▶ **Challenge**
Output each entry below as it stands, leaving out every picture.

+ + +

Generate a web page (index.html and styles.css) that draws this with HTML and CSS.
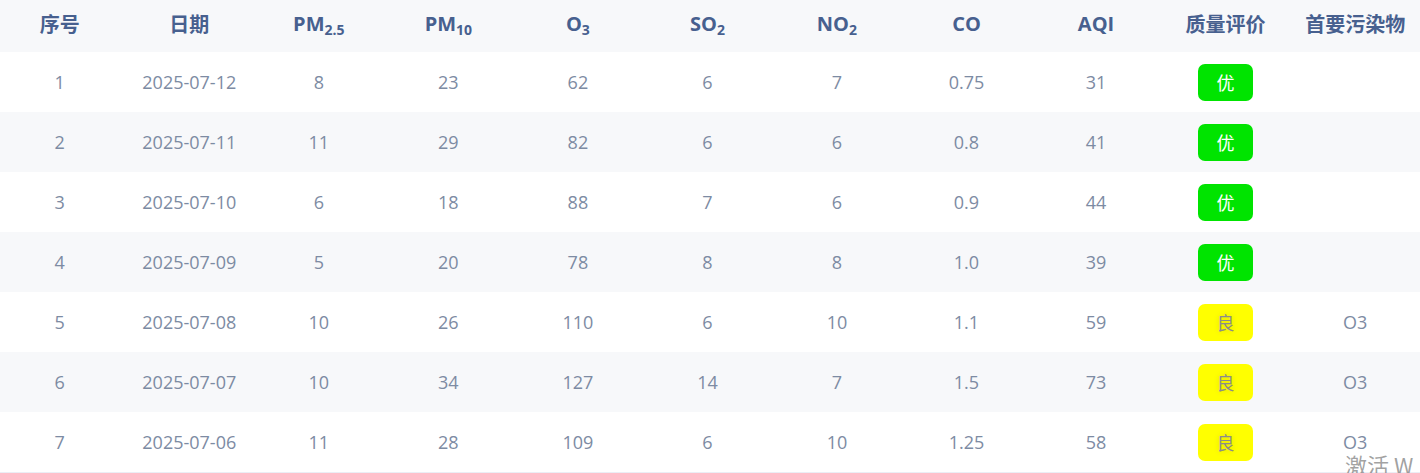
FILE: index.html
```html
<!DOCTYPE html>
<html lang="zh">
<head>
<meta charset="utf-8">
<link rel="stylesheet" href="styles.css">
</head>
<body>
<table class="aq">
  <thead>
    <tr>
      <th>序号</th><th>日期</th><th>PM<sub>2.5</sub></th><th>PM<sub>10</sub></th><th>O<sub>3</sub></th><th>SO<sub>2</sub></th><th>NO<sub>2</sub></th><th>CO</th><th>AQI</th><th>质量评价</th><th>首要污染物</th>
    </tr>
  </thead>
  <tbody>
    <tr><td>1</td><td>2025-07-12</td><td>8</td><td>23</td><td>62</td><td>6</td><td>7</td><td>0.75</td><td>31</td><td><span class="badge good">优</span></td><td></td></tr>
    <tr><td>2</td><td>2025-07-11</td><td>11</td><td>29</td><td>82</td><td>6</td><td>6</td><td>0.8</td><td>41</td><td><span class="badge good">优</span></td><td></td></tr>
    <tr><td>3</td><td>2025-07-10</td><td>6</td><td>18</td><td>88</td><td>7</td><td>6</td><td>0.9</td><td>44</td><td><span class="badge good">优</span></td><td></td></tr>
    <tr><td>4</td><td>2025-07-09</td><td>5</td><td>20</td><td>78</td><td>8</td><td>8</td><td>1.0</td><td>39</td><td><span class="badge good">优</span></td><td></td></tr>
    <tr><td>5</td><td>2025-07-08</td><td>10</td><td>26</td><td>110</td><td>6</td><td>10</td><td>1.1</td><td>59</td><td><span class="badge fair">良</span></td><td>O3</td></tr>
    <tr><td>6</td><td>2025-07-07</td><td>10</td><td>34</td><td>127</td><td>14</td><td>7</td><td>1.5</td><td>73</td><td><span class="badge fair">良</span></td><td>O3</td></tr>
    <tr><td>7</td><td>2025-07-06</td><td>11</td><td>28</td><td>109</td><td>6</td><td>10</td><td>1.25</td><td>58</td><td><span class="badge fair">良</span></td><td>O3</td></tr>
  </tbody>
</table>
<div class="watermark">激活 W</div>
</body>
</html>
```

FILE: styles.css
```css
html, body {
  margin: 0;
  padding: 0;
  background: #ffffff;
  overflow: hidden;
}
body {
  width: 1420px;
  height: 473px;
  position: relative;
  font-family: "Open Sans", "Noto Sans CJK SC", sans-serif;
}
.aq {
  width: 1425px;
  margin-left: -5px;
  border-collapse: collapse;
  table-layout: fixed;
  border-bottom: 1px solid #ebeef5;
}
.aq th {
  height: 52px;
  padding: 0 0 5px 0;
  background: #f7f8fa;
  color: #47608f;
  font-family: "Open Sans", "Noto Sans CJK SC", sans-serif;
  font-weight: 700;
  font-size: 20px;
  text-align: center;
  vertical-align: middle;
  box-sizing: border-box;
  white-space: nowrap;
}
.aq th sub {
  font-size: 14px;
  vertical-align: -4px;
  line-height: 0;
}
.aq td {
  height: 60px;
  padding: 0;
  color: #7d8ba3;
  font-size: 18px;
  text-align: center;
  vertical-align: middle;
  font-family: "Open Sans", "Noto Sans CJK SC", sans-serif;
}
.aq tbody tr:nth-child(even) td {
  background: #f7f8fa;
}
.badge {
  display: inline-flex;
  align-items: center;
  justify-content: center;
  width: 55px;
  height: 37px;
  border-radius: 7px;
  font-size: 18px;
  font-family: "Noto Sans CJK SC", sans-serif;
  vertical-align: middle;
}
.badge.good {
  background: #00e400;
  color: #ffffff;
}
.badge.fair {
  background: #ffff00;
  color: #8c8c8c;
  text-shadow: 0 0 6px rgba(0, 0, 0, 0.15);
}
.watermark {
  position: absolute;
  left: 1345px;
  top: 453px;
  font-family: "Noto Sans CJK SC", sans-serif;
  font-size: 22px;
  color: rgba(120, 120, 120, 0.7);
  white-space: nowrap;
  line-height: 1;
}
```
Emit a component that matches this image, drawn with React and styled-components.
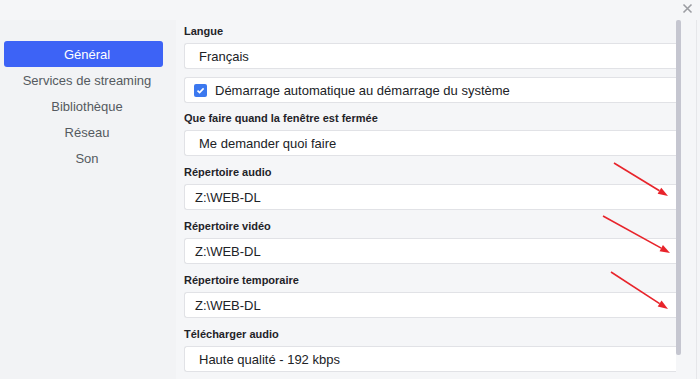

+ + +

▶ **Solved exercise**
Generate a web page (index.html and styles.css) that draws this with HTML and CSS.
FILE: index.html
```html
<!DOCTYPE html>
<html lang="zh">
<head>
<meta charset="utf-8">
<link rel="stylesheet" href="styles.css">
</head>
<body>
<table class="aq">
  <thead>
    <tr>
      <th>序号</th><th>日期</th><th>PM<sub>2.5</sub></th><th>PM<sub>10</sub></th><th>O<sub>3</sub></th><th>SO<sub>2</sub></th><th>NO<sub>2</sub></th><th>CO</th><th>AQI</th><th>质量评价</th><th>首要污染物</th>
    </tr>
  </thead>
  <tbody>
    <tr><td>1</td><td>2025-07-12</td><td>8</td><td>23</td><td>62</td><td>6</td><td>7</td><td>0.75</td><td>31</td><td><span class="badge good">优</span></td><td></td></tr>
    <tr><td>2</td><td>2025-07-11</td><td>11</td><td>29</td><td>82</td><td>6</td><td>6</td><td>0.8</td><td>41</td><td><span class="badge good">优</span></td><td></td></tr>
    <tr><td>3</td><td>2025-07-10</td><td>6</td><td>18</td><td>88</td><td>7</td><td>6</td><td>0.9</td><td>44</td><td><span class="badge good">优</span></td><td></td></tr>
    <tr><td>4</td><td>2025-07-09</td><td>5</td><td>20</td><td>78</td><td>8</td><td>8</td><td>1.0</td><td>39</td><td><span class="badge good">优</span></td><td></td></tr>
    <tr><td>5</td><td>2025-07-08</td><td>10</td><td>26</td><td>110</td><td>6</td><td>10</td><td>1.1</td><td>59</td><td><span class="badge fair">良</span></td><td>O3</td></tr>
    <tr><td>6</td><td>2025-07-07</td><td>10</td><td>34</td><td>127</td><td>14</td><td>7</td><td>1.5</td><td>73</td><td><span class="badge fair">良</span></td><td>O3</td></tr>
    <tr><td>7</td><td>2025-07-06</td><td>11</td><td>28</td><td>109</td><td>6</td><td>10</td><td>1.25</td><td>58</td><td><span class="badge fair">良</span></td><td>O3</td></tr>
  </tbody>
</table>
<div class="watermark">激活 W</div>
</body>
</html>
```

FILE: styles.css
```css
html, body {
  margin: 0;
  padding: 0;
  background: #ffffff;
  overflow: hidden;
}
body {
  width: 1420px;
  height: 473px;
  position: relative;
  font-family: "Open Sans", "Noto Sans CJK SC", sans-serif;
}
.aq {
  width: 1425px;
  margin-left: -5px;
  border-collapse: collapse;
  table-layout: fixed;
  border-bottom: 1px solid #ebeef5;
}
.aq th {
  height: 52px;
  padding: 0 0 5px 0;
  background: #f7f8fa;
  color: #47608f;
  font-family: "Open Sans", "Noto Sans CJK SC", sans-serif;
  font-weight: 700;
  font-size: 20px;
  text-align: center;
  vertical-align: middle;
  box-sizing: border-box;
  white-space: nowrap;
}
.aq th sub {
  font-size: 14px;
  vertical-align: -4px;
  line-height: 0;
}
.aq td {
  height: 60px;
  padding: 0;
  color: #7d8ba3;
  font-size: 18px;
  text-align: center;
  vertical-align: middle;
  font-family: "Open Sans", "Noto Sans CJK SC", sans-serif;
}
.aq tbody tr:nth-child(even) td {
  background: #f7f8fa;
}
.badge {
  display: inline-flex;
  align-items: center;
  justify-content: center;
  width: 55px;
  height: 37px;
  border-radius: 7px;
  font-size: 18px;
  font-family: "Noto Sans CJK SC", sans-serif;
  vertical-align: middle;
}
.badge.good {
  background: #00e400;
  color: #ffffff;
}
.badge.fair {
  background: #ffff00;
  color: #8c8c8c;
  text-shadow: 0 0 6px rgba(0, 0, 0, 0.15);
}
.watermark {
  position: absolute;
  left: 1345px;
  top: 453px;
  font-family: "Noto Sans CJK SC", sans-serif;
  font-size: 22px;
  color: rgba(120, 120, 120, 0.7);
  white-space: nowrap;
  line-height: 1;
}
```
Emit a component that matches this image, drawn with React and styled-components.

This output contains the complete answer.